Can you talk about where you see this art/tech movement in SF going, and how you perceive its impact the city?
That question has been on my mind a lot lately. And I can’t say I have any idea about where exactly it’s going at this point. You know, there’s a pretty good chance that the prices are just going to get so high that no one is going to be able to afford to live here, and there’s also a chance that maybe the tech people are putting more money into art. And I know right now a lot of the funding that art projects that I do, and that friends do, comes indirectly from tech, either from people that have been in tech and have money to spend on art, or people who end up working with tech companies for art projects. A lot of it is going to depend on how much that actually happens relative to how much the cost of living keeps going up. I don’t know where it’s going to go, but I feel like artists– even if we’re not in a position to influence the direction that much, we can certainly call attention to what’s happening and try to spark discussions– and this is one reason why I’m excited to do a public piece in an area the city is actively trying to change. I think it’ll be really interesting to try to do something that creates a positive change and use it as a discussion point.
This is for you! Ecstatic Epiphany by Micah Elizabeth Scott.
Do you have any other projects happening right now?
I have a really hard time multi-tasking projects. I tend to really want to put all of my creative energy in one place and then do that one thing, and switch gears completely. I’ve been experimenting with this way of collaborative drawing with my friend Eden. She’s a really talented illustrator– she’s designed her own Tarot deck, and very realistic/abstract illustrations.
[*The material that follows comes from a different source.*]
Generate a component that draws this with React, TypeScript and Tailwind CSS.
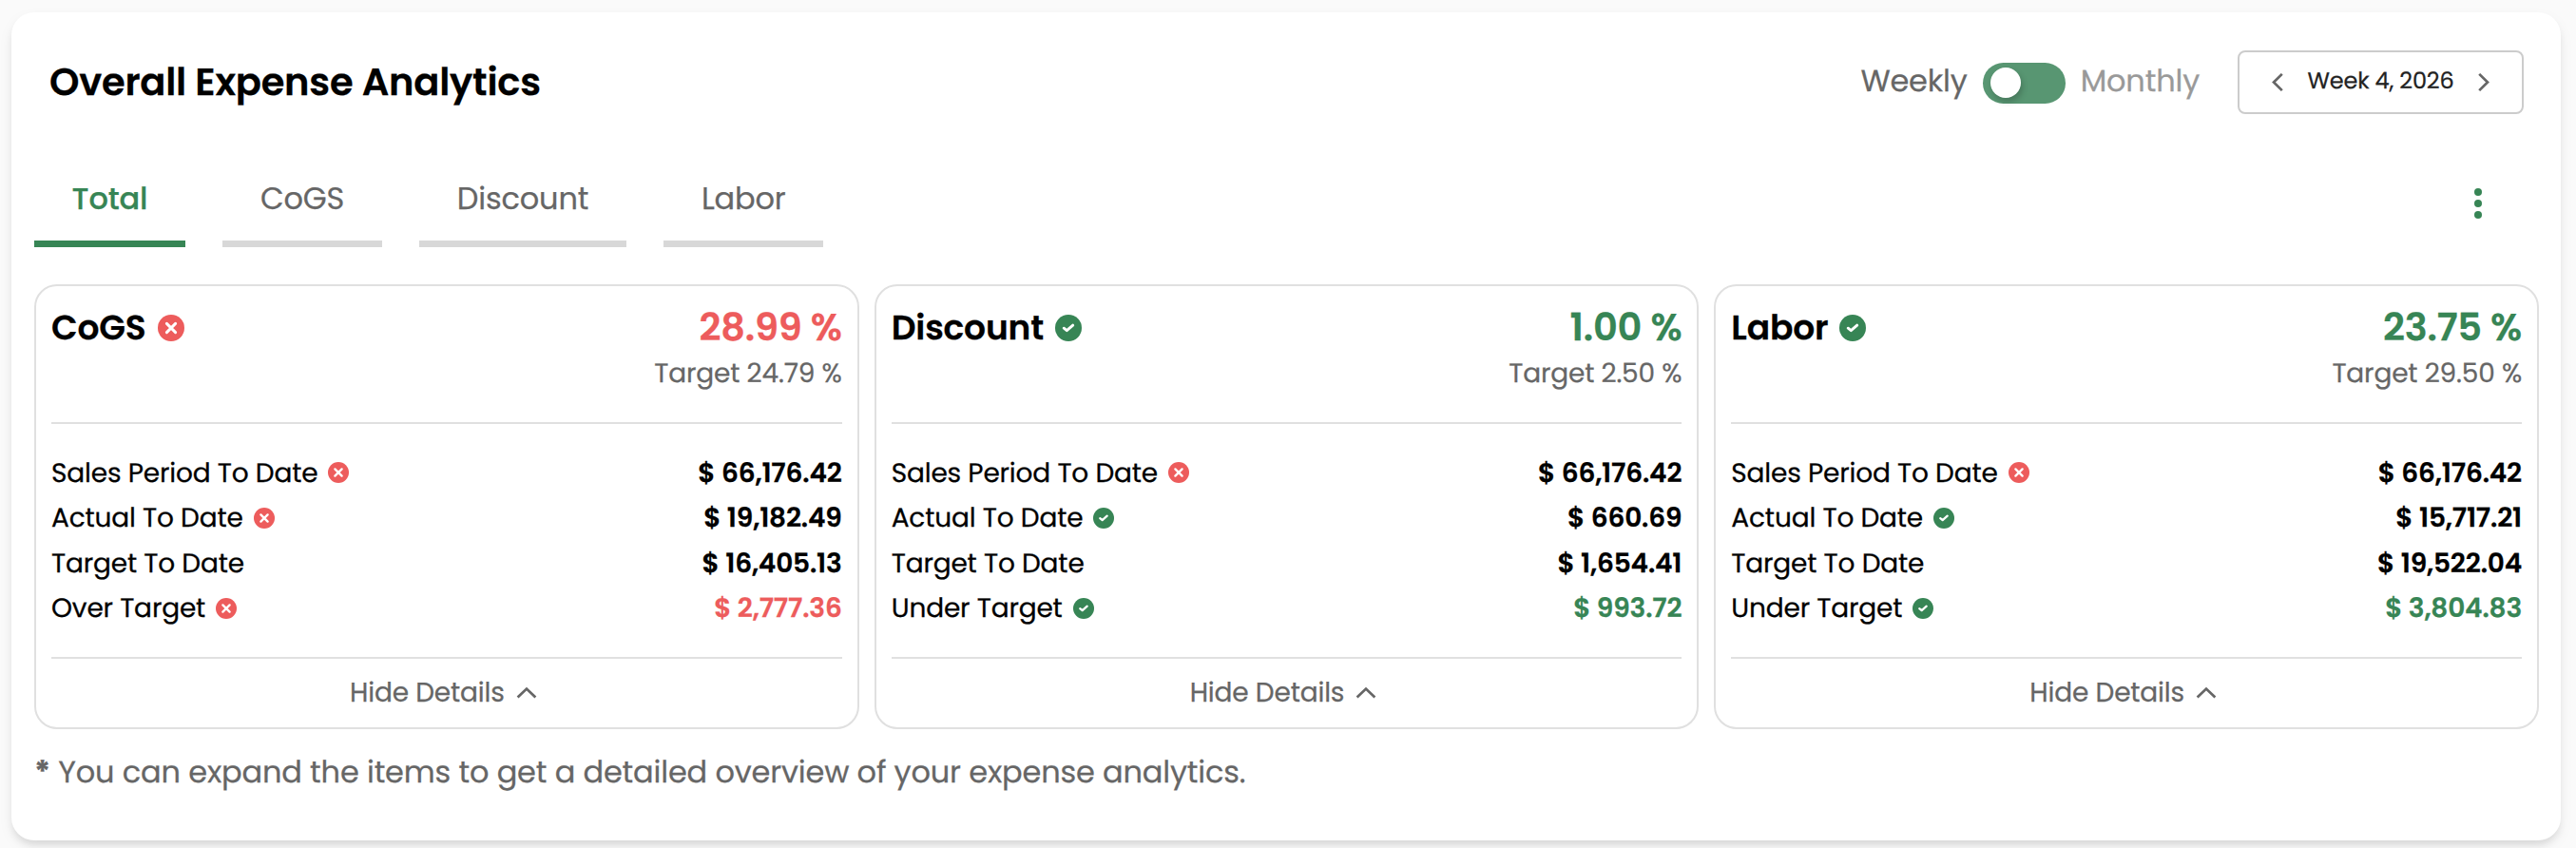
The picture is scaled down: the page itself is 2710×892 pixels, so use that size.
type Status = "good" | "bad";

type Row = { label: string; value: string; status?: Status; highlight?: boolean };

type Expense = {
  name: string;
  status: Status;
  percent: string;
  target: string;
  rows: Row[];
};

const tabs = ["Total", "CoGS", "Discount", "Labor"];

const expenses: Expense[] = [
  {
    name: "CoGS",
    status: "bad",
    percent: "28.99 %",
    target: "Target 24.79 %",
    rows: [
      { label: "Sales Period To Date", value: "$ 66,176.42", status: "bad" },
      { label: "Actual To Date", value: "$ 19,182.49", status: "bad" },
      { label: "Target To Date", value: "$ 16,405.13" },
      { label: "Over Target", value: "$ 2,777.36", status: "bad", highlight: true },
    ],
  },
  {
    name: "Discount",
    status: "good",
    percent: "1.00 %",
    target: "Target 2.50 %",
    rows: [
      { label: "Sales Period To Date", value: "$ 66,176.42", status: "bad" },
      { label: "Actual To Date", value: "$ 660.69", status: "good" },
      { label: "Target To Date", value: "$ 1,654.41" },
      { label: "Under Target", value: "$ 993.72", status: "good", highlight: true },
    ],
  },
  {
    name: "Labor",
    status: "good",
    percent: "23.75 %",
    target: "Target 29.50 %",
    rows: [
      { label: "Sales Period To Date", value: "$ 66,176.42", status: "bad" },
      { label: "Actual To Date", value: "$ 15,717.21", status: "good" },
      { label: "Target To Date", value: "$ 19,522.04" },
      { label: "Under Target", value: "$ 3,804.83", status: "good", highlight: true },
    ],
  },
];

const textColor: Record<Status, string> = {
  good: "text-[#378555]",
  bad: "text-[#ed5c5c]",
};

function StatusIcon({ status, className }: { status: Status; className: string }) {
  return (
    <svg viewBox="0 0 28 28" fill="none" className={`shrink-0 ${textColor[status]} ${className}`}>
      <circle cx="14" cy="14" r="14" fill="currentColor" />
      {status === "good" ? (
        <path d="M9.2 14.2 12.3 16.7 18.7 11.1" stroke="#fff" strokeWidth="2.9" strokeLinecap="round" strokeLinejoin="round" />
      ) : (
        <path d="M9.4 9.4 18.6 18.6M18.6 9.4 9.4 18.6" stroke="#fff" strokeWidth="3" strokeLinecap="round" />
      )}
    </svg>
  );
}

function Chevron({ d, viewBox, className }: { d: string; viewBox: string; className: string }) {
  return (
    <svg viewBox={viewBox} fill="none" className={`shrink-0 ${className}`}>
      <path d={d} stroke="#666" strokeWidth="2.7" />
    </svg>
  );
}

function ExpenseCard({ expense }: { expense: Expense }) {
  return (
    <section className="flex h-[468px] flex-col rounded-[24px] border-2 border-[#e0e0e0] px-4">
      <div className="flex h-[143px] items-start justify-between pt-[13px]">
        <h2 className="flex items-center gap-3 text-[36px] leading-[62px] font-semibold">
          {expense.name}
          <StatusIcon status={expense.status} className="size-7" />
        </h2>
        <div className="text-right">
          <p className={`text-[40px] leading-[60px] font-semibold tracking-[-0.25px] ${textColor[expense.status]}`}>{expense.percent}</p>
          <p className="text-[28px] leading-[38px] text-[#666]">{expense.target}</p>
        </div>
      </div>
      <div className="h-[249px] border-y-2 border-[#e0e0e0] pt-[28px]">
        {expense.rows.map((row) => (
          <div key={row.label} className="flex h-[47.5px] items-center justify-between text-[28px] leading-[42px]">
            <span className="flex items-center gap-[11px]">
              {row.label}
              {row.status && <StatusIcon status={row.status} className="mb-px size-[22px]" />}
            </span>
            <span className={`font-semibold ${row.highlight && row.status ? textColor[row.status] : ""}`}>{row.value}</span>
          </div>
        ))}
      </div>
      <button className="flex flex-1 items-center justify-center gap-[5px] text-[28px] leading-[42px] text-[#666]">
        Hide Details
        <Chevron viewBox="0 0 36 36" d="M8.6 22.6 18 13.6 27.4 22.6" className="size-9" />
      </button>
    </section>
  );
}

export default function App() {
  return (
    <div className="h-[892px] overflow-hidden bg-[#fafafa] pt-[13px] pr-4 pl-3 font-['Poppins','Inter',sans-serif] tracking-[-0.17px] text-black [-webkit-text-stroke-width:0.25px] [text-rendering:geometricPrecision]">
      <main className="h-[871px] rounded-[24px] bg-white pt-10 pr-[23px] pl-6 shadow-[0_6px_8px_-2px_rgba(0,0,0,0.11),0_6px_16px_0_rgba(0,0,0,0.05)]">
        <header className="flex h-[67px] items-center justify-between pr-4 pl-4">
          <h1 className="-mt-[2px] text-[40px] leading-[60px] font-semibold tracking-[-0.22px]">Overall Expense Analytics</h1>
          <div className="flex items-center text-[32px] leading-[48px]">
            <span className="-mt-[2px] text-[#666]">Weekly</span>
            <button className="mx-4 mt-[2px] flex h-[43px] w-[87px] items-center rounded-full bg-[#589672] pb-px pl-2">
              <span className="size-8 rounded-full bg-white shadow-[2px_4px_6px_rgba(0,0,0,0.2)]" />
            </button>
            <span className="-mt-[2px] text-[#999]">Monthly</span>
            <div className="ml-10 flex h-[67px] w-[301px] items-center justify-between rounded-lg border-2 border-[#ccc] px-[34px]">
              <Chevron viewBox="0 0 12 19" d="M10.8 .9 2 9.5 10.8 18.1" className="h-[19px] w-3" />
              <span className="-mt-px text-[24px] leading-9 text-[#222]">Week 4, 2026</span>
              <Chevron viewBox="0 0 12 19" d="M1.2 .9 10 9.5 1.2 18.1" className="h-[19px] w-3" />
            </div>
          </div>
        </header>
        <div className="mt-[65px] flex h-[75px] justify-between pr-[60px]">
          <nav className="flex gap-[39.5px]">
            {tabs.map((tab, i) => (
              <button
                key={tab}
                className={
                  i === 0
                    ? "border-b-[7px] border-[#378555] px-[39.6px] pb-5 text-[32px] leading-[48px] font-medium text-[#378555]"
                    : "border-b-[7px] border-[#d8d8d8] px-[39.6px] pb-5 text-[32px] leading-[48px] text-[#666]"
                }
              >
                {tab}
              </button>
            ))}
          </nav>
          <svg viewBox="0 0 8 32" className="mt-[13px] h-8 w-2 fill-[#378555]">
            <circle cx="4" cy="4" r="4" />
            <circle cx="4" cy="16" r="4" />
            <circle cx="4" cy="28" r="4" />
          </svg>
        </div>
        <div className="mt-[39px] grid grid-cols-3 gap-4">
          {expenses.map((expense) => (
            <ExpenseCard key={expense.name} expense={expense} />
          ))}
        </div>
        <p className="mt-[22px] text-[32px] leading-[48px] text-[#666]">
          <span className="font-bold">*</span> You can expand the items to get a detailed overview of your expense analytics.
        </p>
      </main>
    </div>
  );
}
And we wanted to try this technique where we both start a new drawing and occasionally just swap and just try to complete each other’s sentences effectively.
Ah — it’s like exquisite corpse!
Yeah! It’s taught us both a lot about the nature of collaboration. We’ve been trying to figure out how to integrate that project in with more of our work. I think it has some really interesting things to say about explicitly making room for collaboration in your work, and I think this is a message that is especially lost in tech communities. I know a lot of people in tech come from this background where things are more competitive, and it’s more about making the best widget than collaborating in the smoothest way. There are movements I’ve seen that are working against that, back towards healthy collaboration, things like pair programming. I’ve often found it challenging to integrate real collaboration into heavily tech-oriented art, because tech skill and implementation is for so many people not a process that really works especially well with collaboration. People tend to want to get a task to do, and then do the task and check in their code and both be working at the same time– so I think this drawing collaboration with Eden has really helped explore, by switching medium, taking those same problems and framing them in a way that’s not tech-specific. She’s not from a tech background and I am, and that’s let us meet in the middle and explore how collaboration works.
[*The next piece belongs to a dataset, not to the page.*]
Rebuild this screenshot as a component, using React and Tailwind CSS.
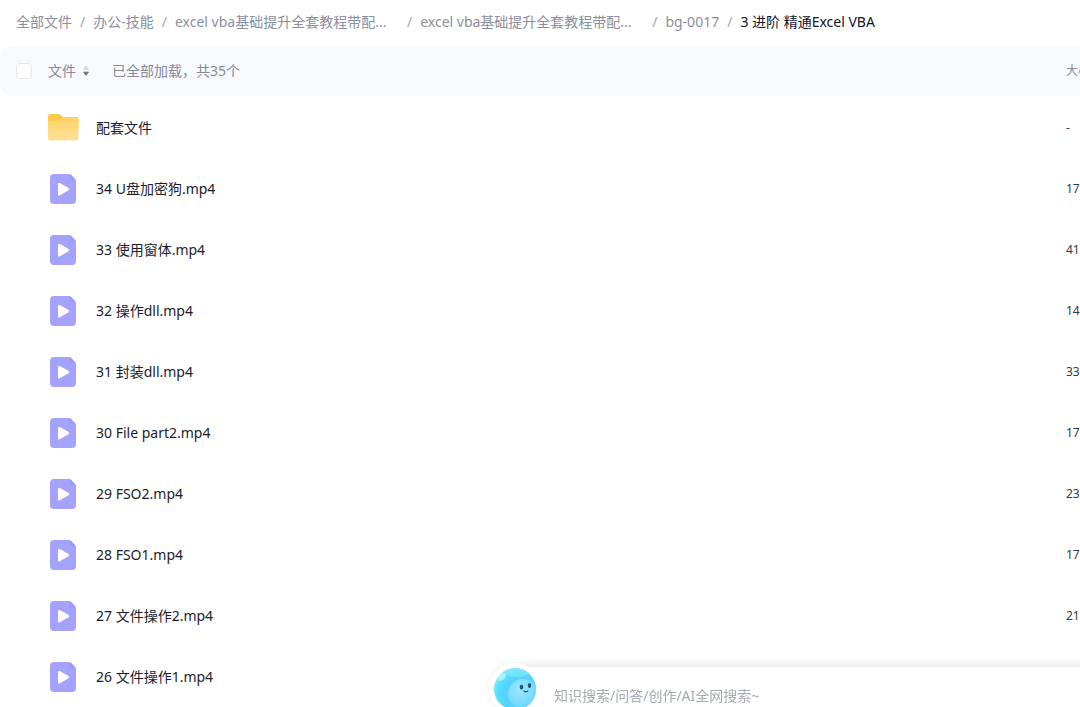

That sounds like a pretty big departure from your current projects — what drives your inspiration from project to project?
I tend to like doing one thing at a time. Lately I’ve been spending a lot of time working. When I’m not working, I like traveling, I like drawing in parks, I like going on walks. Mostly, I like being in motion. I feel like keeping moving is what keeps me inspired, and when I’m not really deep in my work I want to be gathering inspiration.
Speaking of inspiration, I feel like issues of gender identity have been a lot more visible in the mainstream media lately. There’s Janet Mock, we’ve got Laverne Cox, there are many people speaking out about their lives and experiences. What do you think about the role gender identity plays in your work? Has it manifested itself at all, or is it a non-factor?
Gender identity does not play a role in my current work, but it is something that I want my future work to explore. I’m not 100% sure how I want to do that yet, but I have some ideas. It’s not just specifically the process that people have to go through during transition, like figuring out self discovery and how to sort of reconnect with society and all the physical and emotional hardship that involved in transition– it’s also really about trying to come to terms with things about the past that can’t be changed. Things that are lost. Like the idea that if my childhood had been different maybe I wouldn’t feel that in some ways it was lost time or in some ways it was scarring. It’s something where I can reframe it as being a necessary catalyst for ways of inspiring other people that I can repurpose for generative use, and not just something that’s going to stick around and just be this depressing vortex.
(Admittedly, at this point, I am not doing a good job of communicating how I think being extremely candid with me, a stranger, about using one’s self-acceptance as a platform to inspire others is admirable, and pretty brave. So I will mention it here.) I don’t think it’s depressing [to harness your own experience]! But I had some definite reservations about bridging the subject, because I also realize that people don’t want to be labeled a certain way regarding their work and have that be a looming suffix to what’s seen in their practice.
Yeah, it’s not something that I really want to hide, but I also don’t think that should be the first thing people find out about me. It just feels like: would you introduce somebody with their hometown, or their race, or whatever? It just seems like one of those things that just feels like an unnecessary spotlight. It is something that I don’t feel like my art has addressed yet– I intend for that to be something I want to highlight. A lot of what I do is taking things that I found difficult and turning those around into these inspirational objects or experiences I can make for other people.
Changing gears, so while browsing your blog, I came upon a very interesting tutorial I really wanted to ask you about. Tell me about how you hacked your vagina — what was the impetus for that?
It was one of those things where it seemed like a worthwhile project: it was something I wanted, it was something I could document, and it was something I could use to get people interested in having more control over their own personal objects. Especially if I can put plans out there for anyone to make it easy for people to get control over their own sex toys, I think that’s a good thing. I dunno, it was a good combination of something that I wanted to do anyway that was relatively easy to do and was fun to document, and use as an education tool.
What are you up to right now? Are you working full time anywhere?
Right now I’m dedicating my time to developing my practice. I was working full-time at a start up, Sifteo making a new game console, and then early last year did some consulting work, but lately I’ve just been living off of savings from previous jobs and my goal with that is if I can actually focus on producing some work that is really representative of what I want to do, then I’ll be able to attract more jobs and commissions. Sort of taking a chance on myself.